In the Show Me State, Dave Zabriskie time trials his way to victory in the Tour of Missouri. Interestingly, the win is the first for DZ in a stage race and he is put under intense pressure for the final days of the event, despite the generally false assumption that Missouri is flat.
The World Championships are held in Switzerland and Fabian Cancellara comes very close to pulling off a truly amazing TT/RR double-gold performance. After destroying everyone in the TT, Fab-Can seems to be the strongest in the Road Race but falls victim to a late attack by Cadel Evans who goes on to a solo victory. No one argues that Evans is not worthy of the win but I have to wonder if we will ever witness someone come that close to wearing both professional rainbow jerseys.
October: Philippe Gilbert corners the market on late-season form and goes on a tear, winning four post-Worlds races in a row. The biggest win comes in the Giro di Lombardia as the Belgian shows his all-around skill by hanging with Sammy Sanchez on the final climb and descent before handling the Olympic champion in the final sprint. It remains to be seen whether Gilbert can keep his momentum through the offseason and challenge for some of the Spring Classics but if the final weeks of the 2009 season are any indication, he will be a confident challenger in 2010, despite his weird shoe design.
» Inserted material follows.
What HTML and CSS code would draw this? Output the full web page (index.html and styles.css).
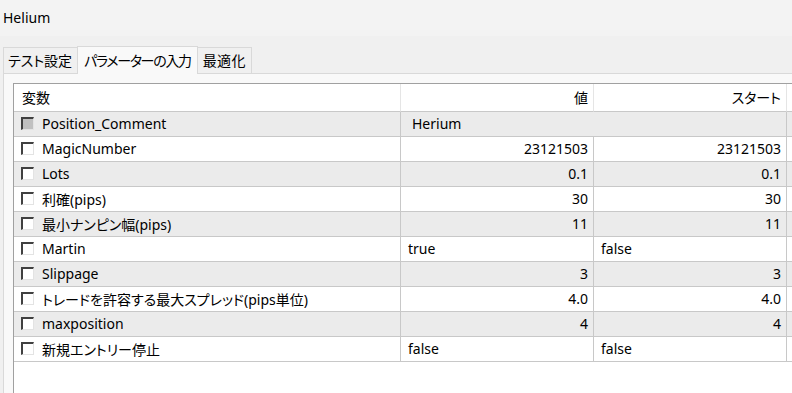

All in all, 2009 was a pretty entertaining year in the cycling world. Sure, there were many things that I did not recall in this process and there are many reasons that the aforementioned events stuck out to me, good and bad. But at the end of the day (or year), bike racing continued to provide a welcome diversion from the mundanity of my existence and yet again confirmed my optimism for the upcoming season. I can only hope that 2010 turns out better than 2009 on every level. Especially for Chris Horner.